Yama yönetiminde klasik IT yaklaşımı yerine, risk temelli yama stratejileri öneriliyor. Özellikle üretim performansını etkileyebilecek yamalar yerine geçici önlemler veya yalıtım tabanlı çözümler tercih edilmesi gerektiği belirtiliyor.
Varlık Yönetimi ve Zafiyet Analizi
Rehber, varlıkların önem derecelerine göre sınıflandırılmasını ve buna göre zafiyet değerlendirmesi yapılmasını öneriyor.
Zafiyet bilgileri; CVE, NVD, JVN gibi uluslararası veri tabanlarından, MSRC ve OpenSSF gibi güvenlik kaynaklarından ve üretici firmaların sağladığı bilgilerden elde edilebiliyor.
Ayrıca SCAP tabanlı zafiyet tarayıcıların (ör. OpenSCAP) kullanılmasının, OT ortamında güvenlik görünürlüğünü artıracağı vurgulanıyor.
Küresel Tehdit Bilgisi ve APT Riskleri
Rehber, ulus-devlet destekli APT (Advanced Persistent Threat) saldırılarının yarı iletken endüstrisini hedef aldığını açıkça belirtiyor. Bu nedenle, NISC, JPCERT, CISA, ENISA, FIRST gibi kuruluşlardan tehdit istihbaratı toplanması ve bu verilerin zafiyet önceliklendirmesinde kullanılması öneriliyor.
Ayrıca, IT-ISAC ve J-CSIP gibi sektör temelli bilgi paylaşım platformlarının kullanılması da önemli bir savunma mekanizması olarak sunuluyor.
Fiziksel Güvenlik: Temiz Oda Alanları
Yarı iletken üretim tesislerinin “fabrika” alanı, fiziksel olarak yüksek güvenlik gerektiren bir bölge olarak tanımlanıyor.
Bu alanlarda kimlik doğrulama sistemleri (kart, biyometrik, iki faktörlü erişim vb.) kullanılmalı, personel hareketleri izlenmeli ve sürekli güvenlik durumu gözetimi (continuous posture monitoring) yapılmalıdır.

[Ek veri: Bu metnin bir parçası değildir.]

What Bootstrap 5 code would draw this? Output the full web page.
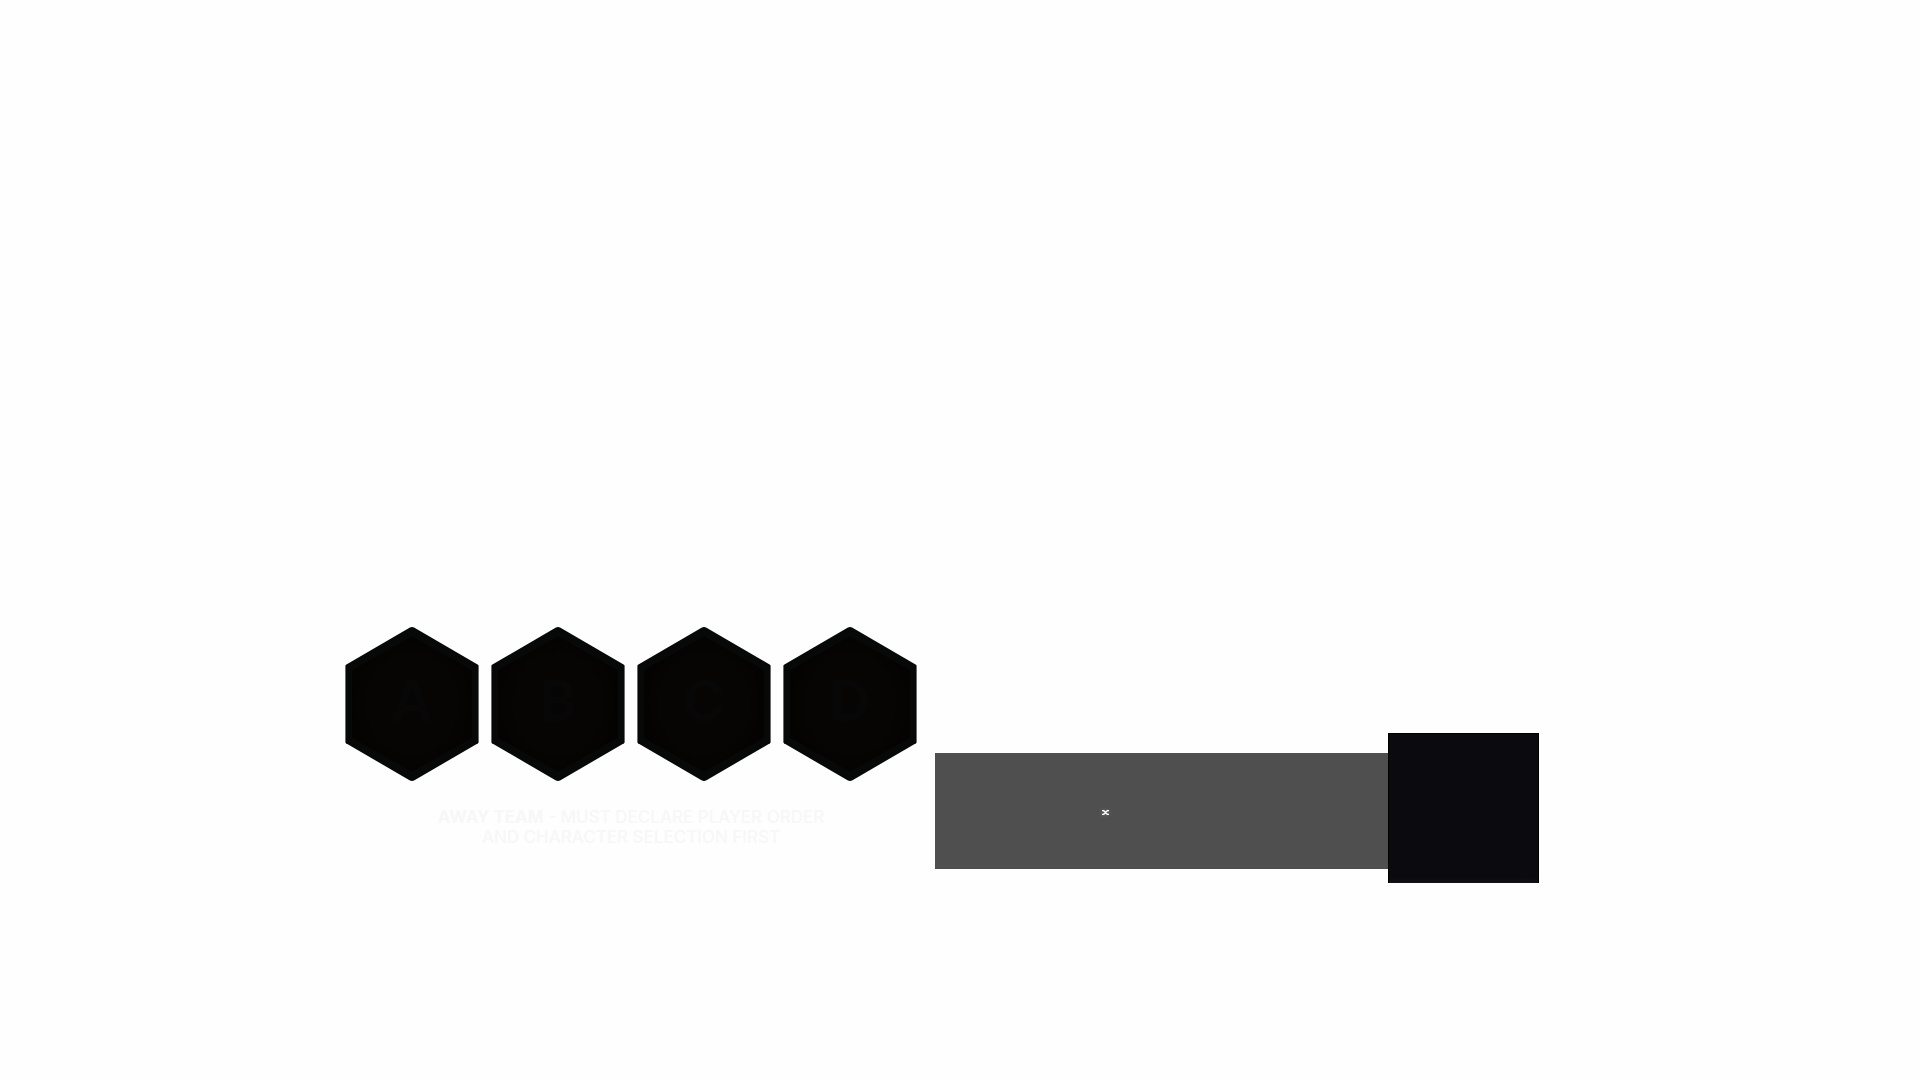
<!DOCTYPE html>
<html lang="en">
<head>
<meta charset="utf-8">
<meta name="viewport" content="width=device-width, initial-scale=1">
<title>Away team selection</title>
<link href="https://cdn.jsdelivr.net/npm/bootstrap@5.3.0/dist/css/bootstrap.min.css" rel="stylesheet">
<style>
body { background: #fefefe; font-family: Inter, "Liberation Sans", sans-serif; }
.stage { padding: 627px 36px 0 0; }
.hexes { gap: 12px; }
.hex-slot { width: 134px; height: 154px; }
.hex-slot text { font: 700 56px Inter, "Liberation Sans", sans-serif; fill: #080708; text-anchor: middle; }
.notice { color: #f7f7f7; font-size: 17px; line-height: 20px; font-weight: 500; margin-top: 26px; }
.notice strong { font-weight: 700; }
.panel { margin: 106px 0 0 18px; }
.bar { width: 453px; height: 116px; background: #4f4f4f; margin-top: 20px; padding: 57px 0 0 167px; }
.bar button { line-height: 0; filter: drop-shadow(0 0 2px #777); }
.tile { width: 151px; height: 150px; background: linear-gradient(#0a0a0f 144px, #121217); border: 1px solid #000; border-bottom: 0; }
</style>
</head>
<body>
<main class="stage d-flex justify-content-center align-items-start">
  <section>
    <div class="hexes d-flex">
      <svg class="hex-slot" viewBox="0 0 134 154" role="img" aria-label="A"><use href="#hex"/><text x="67" y="94">A</text></svg>
      <svg class="hex-slot" viewBox="0 0 134 154" role="img" aria-label="B"><use href="#hex"/><text x="67" y="94">B</text></svg>
      <svg class="hex-slot" viewBox="0 0 134 154" role="img" aria-label="C"><use href="#hex"/><text x="67" y="94">C</text></svg>
      <svg class="hex-slot" viewBox="0 0 134 154" role="img" aria-label="D"><use href="#hex"/><text x="67" y="94">D</text></svg>
    </div>
    <p class="notice text-center mb-0"><strong>AWAY TEAM</strong> - MUST DECLARE PLAYER ORDER<br>AND CHARACTER SELECTION FIRST</p>
  </section>
  <section class="panel d-flex align-items-start">
    <div class="bar">
      <button type="button" class="btn p-0 border-0 d-block" aria-label="Close">
        <svg width="7" height="5" viewBox="0 0 7 5"><path d="M0 .5H1.5L5.5 4.5H7M0 4.5H1.5L5.5 .5H7" fill="none" stroke="#fff" stroke-width="1.5"/></svg>
      </button>
    </div>
    <div class="tile"></div>
  </section>
</main>
<svg class="position-absolute" width="0" height="0" aria-hidden="true">
  <defs>
    <radialGradient id="core"><stop offset="0" stop-color="#060505"/><stop offset=".7" stop-color="#060503"/><stop offset="1" stop-color="#040302"/></radialGradient>
    <g id="hex">
      <path d="M64.5 .8Q67 -.6 69.5 .8L133 37.7Q133.6 38.1 133.6 39V115Q133.6 115.9 133 116.3L69.5 153.2Q67 154.6 64.5 153.2L1 116.3Q.4 115.9 .4 115V39Q.4 38.1 1 37.7Z" fill="#070908"/>
      <path d="M67 9 127 43V111L67 145 7 111V43Z" fill="url(#core)"/>
    </g>
  </defs>
</svg>
<script src="https://cdn.jsdelivr.net/npm/bootstrap@5.3.0/dist/js/bootstrap.bundle.min.js"></script>
</body>
</html>
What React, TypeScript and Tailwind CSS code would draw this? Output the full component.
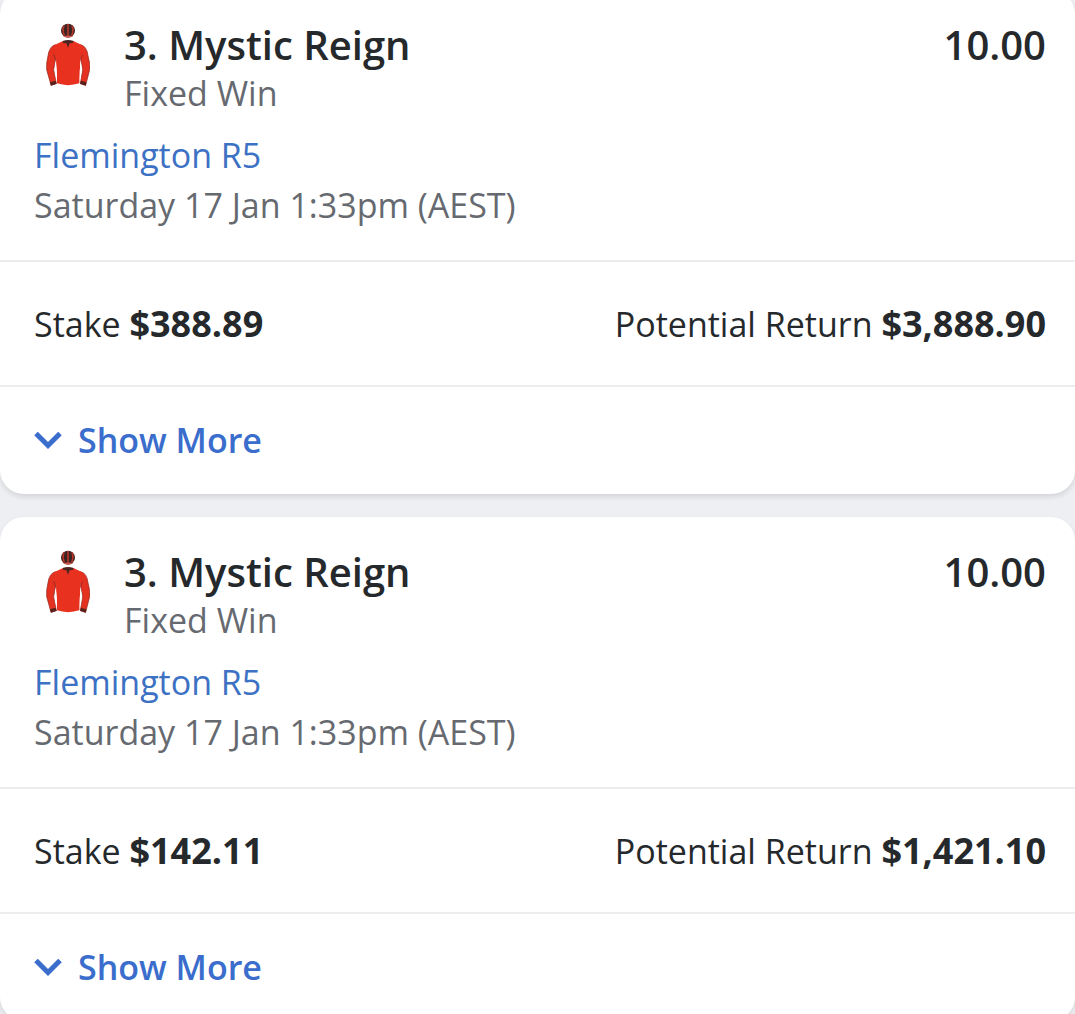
type Bet = {
    id: string;
    stake: string;
    potentialReturn: string;
};

const bets: Bet[] = [
    { id: "bet-1", stake: "$388.89", potentialReturn: "$3,888.90" },
    { id: "bet-2", stake: "$142.11", potentialReturn: "$1,421.10" },
];

function SilkIcon() {
    return (
        <svg viewBox="46 38 132 192" className="h-16 w-11" aria-hidden="true">
            {/* cap */}
            <ellipse cx="112" cy="61" rx="21" ry="21" fill="#3b2422" />
            <path d="M100 45 Q94 60 101 76 M112 41 V76 M124 45 Q130 60 123 76" fill="none" stroke="#b5352a" strokeWidth="5" />
            <path d="M97 78 Q112 73 128 78 Q112 86 97 78 Z" fill="#d05a50" />
            {/* sleeves */}
            <path d="M74 103 Q56 108 52 136 Q46 160 48 178 L61 225 L77 220 L69 178 L76 140 Z" fill="#e5311f" stroke="#8e231b" strokeWidth="2" />
            <path d="M150 103 Q169 108 172 136 Q179 160 177 178 L165 225 L149 220 L156 178 L149 140 Z" fill="#e5311f" stroke="#8e231b" strokeWidth="2" />
            <path d="M58 216 L75 211 L78 220 L61 226 Z M167 216 L151 211 L148 220 L165 226 Z" fill="#5a211c" />
            {/* body */}
            <path d="M97 92 L70 105 L76 145 Q78 185 79 219 Q112 230 146 219 Q148 185 149 145 L155 105 L128 92 L112 99 Z" fill="#e93120" />
            <path d="M69 132 L75 150 M156 132 L150 150" fill="none" stroke="#8e231b" strokeWidth="2" />
            {/* gaps between the arms and the body */}
            <path d="M75 152 Q69 180 79 213 Q80 180 75 152 Z M150 152 Q157 180 147 213 Q146 180 150 152 Z" fill="#fff" />
            <path d="M96 92 Q112 86 129 92 L126 98 L117 99 L112 112 L107 99 L98 98 Z" fill="#4a2522" />
        </svg>
    );
}

function ChevronIcon() {
    return (
        <svg viewBox="0 0 28 28" className="size-7" fill="none" stroke="currentColor" strokeWidth="5" aria-hidden="true">
            <path d="M2 7.5 L14 19.5 L26 7.5" />
        </svg>
    );
}

function BetCard({ bet }: { bet: Bet }) {
    return (
        <article className="rounded-3xl bg-white shadow-[0_3px_5px_rgba(30,35,45,0.12)]">
            <div className="pt-[31px] pr-[29px] pb-[30px] pl-[34px]">
                <div className="flex items-start">
                    <div className="mr-[34px] ml-3 pt-0.5">
                        <SilkIcon />
                    </div>
                    <div className="flex-1">
                        <h2 className="text-[40px] leading-[48px] font-semibold text-[#25292c]">3. Mystic Reign</h2>
                        <p className="text-[34px] leading-[48px] text-[#666a70]">Fixed Win</p>
                    </div>
                    <span className="text-[40px] leading-[48px] font-semibold text-[#25292c]">10.00</span>
                </div>
                <a href="#race" className="mt-[13px] block text-[34px] leading-[50px] text-[#3c71c4]">
                    Flemington R5
                </a>
                <p className="text-[34px] leading-[50px] text-[#666a70]">Saturday 17 Jan 1:33pm (AEST)</p>
            </div>
            <div className="flex justify-between border-y-2 border-[#ededef] pt-[37px] pr-[29px] pb-9 pl-[34px] text-[34px] leading-[50px] text-[#25292c]">
                <p>
                    Stake <strong className="text-[36px] font-bold">{bet.stake}</strong>
                </p>
                <p>
                    Potential Return <strong className="text-[36px] font-bold">{bet.potentialReturn}</strong>
                </p>
            </div>
            <button type="button" className="flex items-center gap-4 px-[34px] pt-7 pb-[29px] text-[34px] leading-[50px] font-semibold text-[#3a6dcc]">
                <ChevronIcon />
                Show More
            </button>
        </article>
    );
}

export default function App() {
    return (
        <main className="-mt-2.5 space-y-[23px] bg-[#edeff2] font-['Open_Sans',sans-serif]">
            {bets.map((bet) => (
                <BetCard key={bet.id} bet={bet} />
            ))}
        </main>
    );
}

Sonuç: Japonya, Yarı İletken Güvenliğinde Yeni Bir Standart Oluşturuyor
Bu rehber, Japonya’nın sadece teknolojik üstünlüğünü değil, siber direnç kabiliyetini de artırmayı amaçlıyor.
NIST CSF 2.0 ve IEC 62443 uyumlu yaklaşımı sayesinde, tedarik zincirinin tüm halkalarında ölçülebilir, denetlenebilir ve sürdürülebilir OT güvenliği hedefleniyor.
Japonya’nın attığı bu adım, küresel yarı iletken ekosisteminde OT güvenliğinin sadece teknik değil, stratejik bir gereklilik haline geldiğini bir kez daha gösteriyor.